Randomly selecting from weighted samples

Recently at an interview I was given a small coding question to write a function which would return values with differing probability. The setup was this:

data = {'A': 8, 'B': 2, 'C': 5}
def random_sample(data):

Depending on the real dictionary, more than one solution is possible. The option I ultimately ended up with was

import random

def random_sample(data):  # Version 0
    data = {k: v/sum(data.values()) for k, v in data.items()}
    cdf = 0.
    rv = random.random()
    for k, v in data.items():
        cdf += v
        if rv < cdf:
            return k

I also mentioned that it would be faster to not call sum(data.values()) so many times. This would lead to, eg,

import random

def random_sample(data):  # Version 1
    cdf = 0.
    rv = random.random()
    n = sum(data.values())
    for k, v in data.items():
        cdf += v / n
        if rv < cdf:
            return k

The interviewer said that their followup question, had we had time, would be whether the less-than should be strict less than or not. Based on this, four things come to mind. One is that trying to do calculations with float and comparisons with < vs <= typically are going to be limited by floating point precision errors so the notion that we can have strictly less than is itself not exactly realistic. Second is that it’s possible in the above code that cdf never reaches 1.0 at all and there would be a correspondingly small chance that rv < cdf is always False in which case this function would return None. Upon reflection this is rather interesting as the interviewer said this was the exact correct answer, yet clearly it’s potentially bugged. The solution to that is at least trivial: add return k after the for loop, thanks to Python’s scope rules. Third is that if we consider integers, then we could have solved this without using probabilities at all:

import random

def random_sample(data):  # Version 2
    n = sum(data.values())
    rv = random.randint(0, n - 1)
    cdf = 0
    for k, v in data.items():
        cdf += v
        if rv < cdf:
            return k

Here, the rounding error is impossible so there’s no need for a return k at the end as this function would always return a key and should only return None if the empty dictionary was passed to the function. Thinking about the test data, however, suppose that 'A' is the first key, and on the first iteration we then have cdf == 8 meaning we want to return 'A' for 8 possible values of rv. Since rv is chosen from the range [0, n), this corresponds to the values [0, 7] and thus we do want strictly less than.

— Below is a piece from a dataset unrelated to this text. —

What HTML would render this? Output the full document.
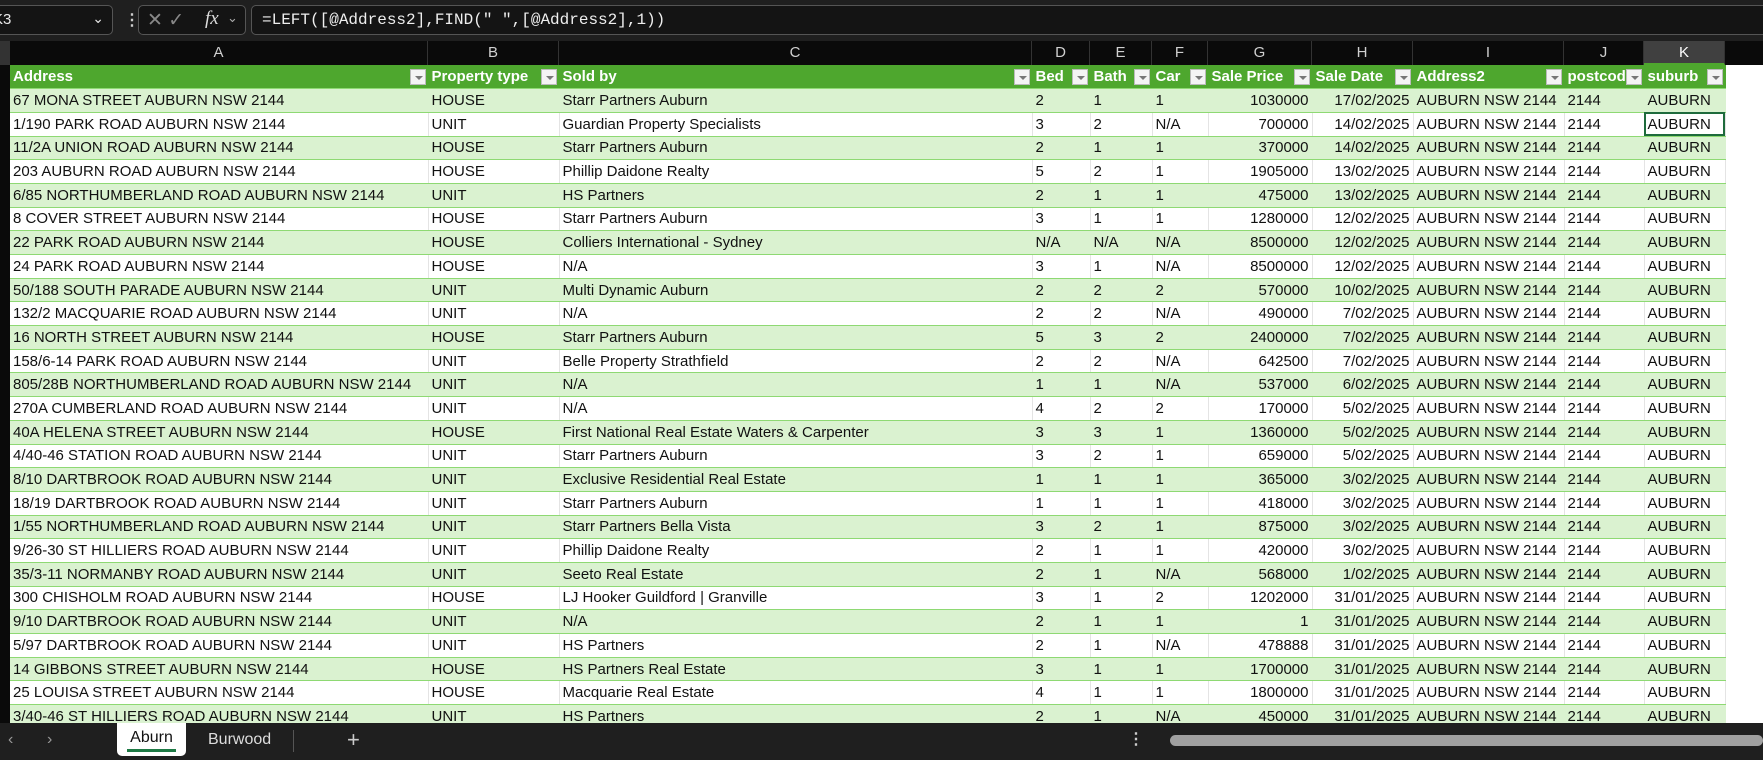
<!DOCTYPE html>
<html><head><meta charset="utf-8"><style>
*{margin:0;padding:0;box-sizing:border-box}
body{width:1763px;height:760px;overflow:hidden;background:#fff;font-family:"Liberation Sans",sans-serif;position:relative}
.fb{position:absolute;left:0;top:0;width:1763px;height:41px;background:#1f1f1f}
.box{position:absolute;top:5px;height:30px;border:1px solid #555;border-radius:5px;background:#141414;color:#e8e8e8}
.ch{position:absolute;top:41px;left:0;width:1763px;height:24px;background:#0a0a0a}
.ch div{position:absolute;top:0;height:24px;line-height:24px;text-align:center;color:#d0d0d0;font-size:15px;border-right:1px solid #333}
.rh{position:absolute;left:0;top:65px;width:10px;height:662px;background:#0a0a0a}
table{position:absolute;left:10px;top:65px;border-collapse:collapse;table-layout:fixed}
td{height:23.7px;font-size:15px;color:#111;padding:0 3px;white-space:nowrap;overflow:hidden;border-bottom:1px solid #8ed973;border-right:1px solid #e4e4e4}
tr.g td{background:#daf2d0;border-right-color:#daf2d0}
tr.h td{background:#4ea72e;color:#fff;font-weight:bold;position:relative;border-right:1px solid #4ea72e}
.r{text-align:right}
.dd{position:absolute;right:2px;top:4px;width:16px;height:16px;background:#f4f4f4;border:1px solid #bbb}
.dd:after{content:"";position:absolute;left:4px;top:6px;border:4px solid transparent;border-top:4px solid #777}
.tb{position:absolute;left:0;top:723px;width:1763px;height:37px;background:#1f1f1f;color:#ddd;font-size:16px}
</style></head><body>
<div class="fb">
<div class="box" style="left:-12px;width:125px;"><span style="position:absolute;left:4px;top:5px;font-size:15px">K3</span><span style="position:absolute;right:8px;top:4px;font-size:14px">&#8964;</span></div>
<div style="position:absolute;left:124px;top:10px;color:#ccc;font-size:16px;font-weight:bold">&#8942;</div>
<div class="box" style="left:138px;width:108px;"><span style="position:absolute;left:8px;top:3px;font-size:19px;color:#888">&#10005; &#10003;</span><span style="position:absolute;left:66px;top:2px;font-size:19px;font-style:italic;font-family:'Liberation Serif',serif;color:#ddd">fx</span><span style="position:absolute;left:88px;top:4px;font-size:13px;color:#aaa">&#8964;</span></div>
<div class="box" style="left:251px;width:1520px;"><span style="position:absolute;left:10px;top:5px;font-size:16px;font-family:'Liberation Mono',monospace;color:#eee">=LEFT([@Address2],FIND(" ",[@Address2],1))</span></div>
</div>
<div class="ch">
<div style="left:0;width:10px;background:#333"></div>
<div style="left:10px;width:418px">A</div>
<div style="left:428px;width:131px">B</div>
<div style="left:559px;width:473px">C</div>
<div style="left:1032px;width:58px">D</div>
<div style="left:1090px;width:62px">E</div>
<div style="left:1152px;width:56px">F</div>
<div style="left:1208px;width:104px">G</div>
<div style="left:1312px;width:101px">H</div>
<div style="left:1413px;width:151px">I</div>
<div style="left:1564px;width:80px">J</div>
<div style="left:1644px;width:81px;background:#404040;color:#fff;border-bottom:2px solid #4ea72e">K</div>
</div>
<div class="rh"></div>
<table>
<colgroup><col style="width:418px"><col style="width:131px"><col style="width:473px"><col style="width:58px"><col style="width:62px"><col style="width:56px"><col style="width:104px"><col style="width:101px"><col style="width:151px"><col style="width:80px"><col style="width:81px"></colgroup>
<tr class="h"><td>Address<span class="dd"></span></td><td>Property type<span class="dd"></span></td><td>Sold by<span class="dd"></span></td><td>Bed<span class="dd"></span></td><td>Bath<span class="dd"></span></td><td>Car<span class="dd"></span></td><td>Sale Price<span class="dd"></span></td><td>Sale Date<span class="dd"></span></td><td>Address2<span class="dd"></span></td><td>postcod<span class="dd"></span></td><td>suburb<span class="dd"></span></td></tr>
<tr class="g"><td>67 MONA STREET AUBURN NSW 2144</td><td>HOUSE</td><td>Starr Partners Auburn</td><td>2</td><td>1</td><td>1</td><td class="r">1030000</td><td class="r">17/02/2025</td><td>AUBURN NSW 2144</td><td>2144</td><td>AUBURN</td></tr>
<tr><td>1/190 PARK ROAD AUBURN NSW 2144</td><td>UNIT</td><td>Guardian Property Specialists</td><td>3</td><td>2</td><td>N/A</td><td class="r">700000</td><td class="r">14/02/2025</td><td>AUBURN NSW 2144</td><td>2144</td><td style="outline:2px solid #1e6b3c;outline-offset:-2px">AUBURN</td></tr>
<tr class="g"><td>11/2A UNION ROAD AUBURN NSW 2144</td><td>HOUSE</td><td>Starr Partners Auburn</td><td>2</td><td>1</td><td>1</td><td class="r">370000</td><td class="r">14/02/2025</td><td>AUBURN NSW 2144</td><td>2144</td><td>AUBURN</td></tr>
<tr><td>203 AUBURN ROAD AUBURN NSW 2144</td><td>HOUSE</td><td>Phillip Daidone Realty</td><td>5</td><td>2</td><td>1</td><td class="r">1905000</td><td class="r">13/02/2025</td><td>AUBURN NSW 2144</td><td>2144</td><td>AUBURN</td></tr>
<tr class="g"><td>6/85 NORTHUMBERLAND ROAD AUBURN NSW 2144</td><td>UNIT</td><td>HS Partners</td><td>2</td><td>1</td><td>1</td><td class="r">475000</td><td class="r">13/02/2025</td><td>AUBURN NSW 2144</td><td>2144</td><td>AUBURN</td></tr>
<tr><td>8 COVER STREET AUBURN NSW 2144</td><td>HOUSE</td><td>Starr Partners Auburn</td><td>3</td><td>1</td><td>1</td><td class="r">1280000</td><td class="r">12/02/2025</td><td>AUBURN NSW 2144</td><td>2144</td><td>AUBURN</td></tr>
<tr class="g"><td>22 PARK ROAD AUBURN NSW 2144</td><td>HOUSE</td><td>Colliers International - Sydney</td><td>N/A</td><td>N/A</td><td>N/A</td><td class="r">8500000</td><td class="r">12/02/2025</td><td>AUBURN NSW 2144</td><td>2144</td><td>AUBURN</td></tr>
<tr><td>24 PARK ROAD AUBURN NSW 2144</td><td>HOUSE</td><td>N/A</td><td>3</td><td>1</td><td>N/A</td><td class="r">8500000</td><td class="r">12/02/2025</td><td>AUBURN NSW 2144</td><td>2144</td><td>AUBURN</td></tr>
<tr class="g"><td>50/188 SOUTH PARADE AUBURN NSW 2144</td><td>UNIT</td><td>Multi Dynamic Auburn</td><td>2</td><td>2</td><td>2</td><td class="r">570000</td><td class="r">10/02/2025</td><td>AUBURN NSW 2144</td><td>2144</td><td>AUBURN</td></tr>
<tr><td>132/2 MACQUARIE ROAD AUBURN NSW 2144</td><td>UNIT</td><td>N/A</td><td>2</td><td>2</td><td>N/A</td><td class="r">490000</td><td class="r">7/02/2025</td><td>AUBURN NSW 2144</td><td>2144</td><td>AUBURN</td></tr>
<tr class="g"><td>16 NORTH STREET AUBURN NSW 2144</td><td>HOUSE</td><td>Starr Partners Auburn</td><td>5</td><td>3</td><td>2</td><td class="r">2400000</td><td class="r">7/02/2025</td><td>AUBURN NSW 2144</td><td>2144</td><td>AUBURN</td></tr>
<tr><td>158/6-14 PARK ROAD AUBURN NSW 2144</td><td>UNIT</td><td>Belle Property Strathfield</td><td>2</td><td>2</td><td>N/A</td><td class="r">642500</td><td class="r">7/02/2025</td><td>AUBURN NSW 2144</td><td>2144</td><td>AUBURN</td></tr>
<tr class="g"><td>805/28B NORTHUMBERLAND ROAD AUBURN NSW 2144</td><td>UNIT</td><td>N/A</td><td>1</td><td>1</td><td>N/A</td><td class="r">537000</td><td class="r">6/02/2025</td><td>AUBURN NSW 2144</td><td>2144</td><td>AUBURN</td></tr>
<tr><td>270A CUMBERLAND ROAD AUBURN NSW 2144</td><td>UNIT</td><td>N/A</td><td>4</td><td>2</td><td>2</td><td class="r">170000</td><td class="r">5/02/2025</td><td>AUBURN NSW 2144</td><td>2144</td><td>AUBURN</td></tr>
<tr class="g"><td>40A HELENA STREET AUBURN NSW 2144</td><td>HOUSE</td><td>First National Real Estate Waters &amp; Carpenter</td><td>3</td><td>3</td><td>1</td><td class="r">1360000</td><td class="r">5/02/2025</td><td>AUBURN NSW 2144</td><td>2144</td><td>AUBURN</td></tr>
<tr><td>4/40-46 STATION ROAD AUBURN NSW 2144</td><td>UNIT</td><td>Starr Partners Auburn</td><td>3</td><td>2</td><td>1</td><td class="r">659000</td><td class="r">5/02/2025</td><td>AUBURN NSW 2144</td><td>2144</td><td>AUBURN</td></tr>
<tr class="g"><td>8/10 DARTBROOK ROAD AUBURN NSW 2144</td><td>UNIT</td><td>Exclusive Residential Real Estate</td><td>1</td><td>1</td><td>1</td><td class="r">365000</td><td class="r">3/02/2025</td><td>AUBURN NSW 2144</td><td>2144</td><td>AUBURN</td></tr>
<tr><td>18/19 DARTBROOK ROAD AUBURN NSW 2144</td><td>UNIT</td><td>Starr Partners Auburn</td><td>1</td><td>1</td><td>1</td><td class="r">418000</td><td class="r">3/02/2025</td><td>AUBURN NSW 2144</td><td>2144</td><td>AUBURN</td></tr>
<tr class="g"><td>1/55 NORTHUMBERLAND ROAD AUBURN NSW 2144</td><td>UNIT</td><td>Starr Partners Bella Vista</td><td>3</td><td>2</td><td>1</td><td class="r">875000</td><td class="r">3/02/2025</td><td>AUBURN NSW 2144</td><td>2144</td><td>AUBURN</td></tr>
<tr><td>9/26-30 ST HILLIERS ROAD AUBURN NSW 2144</td><td>UNIT</td><td>Phillip Daidone Realty</td><td>2</td><td>1</td><td>1</td><td class="r">420000</td><td class="r">3/02/2025</td><td>AUBURN NSW 2144</td><td>2144</td><td>AUBURN</td></tr>
<tr class="g"><td>35/3-11 NORMANBY ROAD AUBURN NSW 2144</td><td>UNIT</td><td>Seeto Real Estate</td><td>2</td><td>1</td><td>N/A</td><td class="r">568000</td><td class="r">1/02/2025</td><td>AUBURN NSW 2144</td><td>2144</td><td>AUBURN</td></tr>
<tr><td>300 CHISHOLM ROAD AUBURN NSW 2144</td><td>HOUSE</td><td>LJ Hooker Guildford | Granville</td><td>3</td><td>1</td><td>2</td><td class="r">1202000</td><td class="r">31/01/2025</td><td>AUBURN NSW 2144</td><td>2144</td><td>AUBURN</td></tr>
<tr class="g"><td>9/10 DARTBROOK ROAD AUBURN NSW 2144</td><td>UNIT</td><td>N/A</td><td>2</td><td>1</td><td>1</td><td class="r">1</td><td class="r">31/01/2025</td><td>AUBURN NSW 2144</td><td>2144</td><td>AUBURN</td></tr>
<tr><td>5/97 DARTBROOK ROAD AUBURN NSW 2144</td><td>UNIT</td><td>HS Partners</td><td>2</td><td>1</td><td>N/A</td><td class="r">478888</td><td class="r">31/01/2025</td><td>AUBURN NSW 2144</td><td>2144</td><td>AUBURN</td></tr>
<tr class="g"><td>14 GIBBONS STREET AUBURN NSW 2144</td><td>HOUSE</td><td>HS Partners Real Estate</td><td>3</td><td>1</td><td>1</td><td class="r">1700000</td><td class="r">31/01/2025</td><td>AUBURN NSW 2144</td><td>2144</td><td>AUBURN</td></tr>
<tr><td>25 LOUISA STREET AUBURN NSW 2144</td><td>HOUSE</td><td>Macquarie Real Estate</td><td>4</td><td>1</td><td>1</td><td class="r">1800000</td><td class="r">31/01/2025</td><td>AUBURN NSW 2144</td><td>2144</td><td>AUBURN</td></tr>
<tr class="g"><td>3/40-46 ST HILLIERS ROAD AUBURN NSW 2144</td><td>UNIT</td><td>HS Partners</td><td>2</td><td>1</td><td>N/A</td><td class="r">450000</td><td class="r">31/01/2025</td><td>AUBURN NSW 2144</td><td>2144</td><td>AUBURN</td></tr>
</table>
<div class="tb">
<span style="position:absolute;left:8px;top:8px;color:#999">&#8249;</span>
<span style="position:absolute;left:47px;top:8px;color:#999">&#8250;</span>
<div style="position:absolute;left:117px;top:0;width:69px;height:33px;background:#fff;border-radius:0 0 5px 5px;color:#111;text-align:center;line-height:30px;font-size:16px">Aburn<div style="position:absolute;left:10px;right:10px;bottom:4px;height:3px;background:#1e7a45"></div></div>
<span style="position:absolute;left:208px;top:8px">Burwood</span>
<div style="position:absolute;left:293px;top:7px;width:1px;height:22px;background:#555"></div>
<span style="position:absolute;left:347px;top:4px;font-size:22px;color:#ccc">+</span>
<span style="position:absolute;left:1128px;top:6px;color:#ccc;font-weight:bold">&#8942;</span>
<div style="position:absolute;left:1170px;top:12px;width:593px;height:11px;background:#a0a0a0;border-radius:6px"></div>
</div>
</body></html>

Afterwards, a one line solution came to mind and, at the cost of memory, it completely sidesteps the potential of rounding error resulting in a return value of None or the question of strictly less than. Instead, we can exploit random.choice and list comprehension:

from random import choice

def random_sample(data):  # Version 3
    return choice([k for k, v in data.items() for _ in range(v)])

Going a step further we can even enlist some help from the collections module:

from random import choice
from collections import Counter

def random_samples(data):  # Version 4
    return choice(list(Counter(data).elements()))

In my opinion, this code is the most expressive though we have to acknowledge the memory (and therefore computational) cost here. The memory usage scales linearly with sum(data.values()). The method collections.Counter.elements actually returns an itertools.chain which cannot be used in a len expression that’s needed by random.choice, explaining the conversion to a list. This technically results in potentially unbound memory usage (eg, {'A': 10**9} should result in a list that consumes many gigabytes of memory).

Now for a reality check: performance. I tested this with 100k iterations for each version and the dictionary {'A': 10, 'B': 3, 'C': 4} on Python 3.5.2. The results are:

Version	Time (s)
0	0.366
1	0.157
2	0.450
3	0.621
4	1.416

In version 0, it’s either the sum or the dictionary comprehension which is causing slower performance relative to version 1. Moving the summation out but retaining the dictionary comprehension, performance is instead 0.268s meaning roughly half of the performance difference is the repeated calls to sum and half is the comprehension itself. Timing random.random() versus random.randint(0, 16) reveals that a large difference between generating random floating point numbers and random integers exists, yielding the decrease in performance seen in version 2. Version 3 is a little trickier to explain, but there is an overhead in creating the list from the comprehension. Timing the list comprehension in version 3 vs the call to list(Counter(data).elements()) I find that the former takes 0.40s while the latter takes 1.16s.

Cranking up the number of items with {'A': 350, 'B': 30, 'C': 140} I found that versions 3 and 4 start to greatly underperform the other solutions while also switching their relative ordering:

Version	Time (s)
0	0.284
1	0.158
2	0.465
3	2.548
4	2.320

Do note that here version 0 has been updated to move the summation out, so the comparable entry from the previous table is the 0.268s discussed there, indicating that all solutions are at least somewhat dependent upon the number of items in the collection, with the issue clearly affecting versions 3 and 4 the most. Adding more keys to the input dictionary while preserving the total number should impact only version 0 as it needs to store more keys. Versions 3 and 4 wouldn’t be affected by this as they depend only upon sum(data.values()), and versions 1 and 2 clearly don’t create any new containers to begin with.